🤖 AI Summary
Deploying Vision Transformers (ViTs) on near-sensor silicon photonic accelerators is highly susceptible to hardware-induced noise and energy efficiency constraints, often resulting in significant accuracy degradation. This work presents the first ViT deployment framework tailored to real-world silicon photonic hardware, achieving a hardware-algorithm co-optimization through several key innovations: empirical noise modeling based on measured microring resonator arrays, an activation-dependent variance proxy model, chance-constrained training (CCT), and a noise-aware LayerNorm design.
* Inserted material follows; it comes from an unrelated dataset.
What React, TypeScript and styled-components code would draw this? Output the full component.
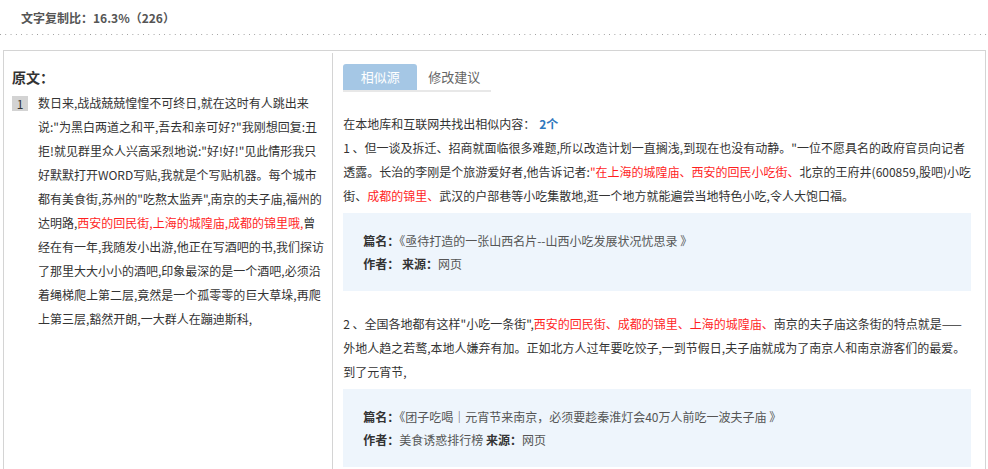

Notably, the proposed approach recovers near-ideal, noise-free accuracy on actual photonic hardware without requiring on-chip learning or additional optical components, while simultaneously adhering to stringent system energy budgets.
📝 Abstract
Deploying Vision Transformers (ViTs) on near-sensor analog accelerators demands training pipelines that are explicitly aligned with device-level noise and energy constraints. We introduce a compact framework for silicon-photonic execution of ViTs that integrates measured hardware noise, robust attention training, and an energy-aware processing flow. We first characterize bank-level noise in microring-resonator (MR) arrays, including fabrication variation, thermal drift, and amplitude noise, and convert these measurements into closed-form, activation-dependent variance proxies for attention logits and feed-forward activations. Using these proxies, we develop Chance-Constrained Training (CCT), which enforces variance-normalized logit margins to bound attention rank flips, and a noise-aware LayerNorm that stabilizes feature statistics without changing the optical schedule. These components yield a practical ``measure $\rightarrow$ model $\rightarrow$ train $\rightarrow$ run'' pipeline that optimizes accuracy under noise while respecting system energy limits. Hardware-in-the-loop experiments with MR photonic banks show that our approach restores near-clean accuracy under realistic noise budgets, with no in-situ learning or additional optical MACs.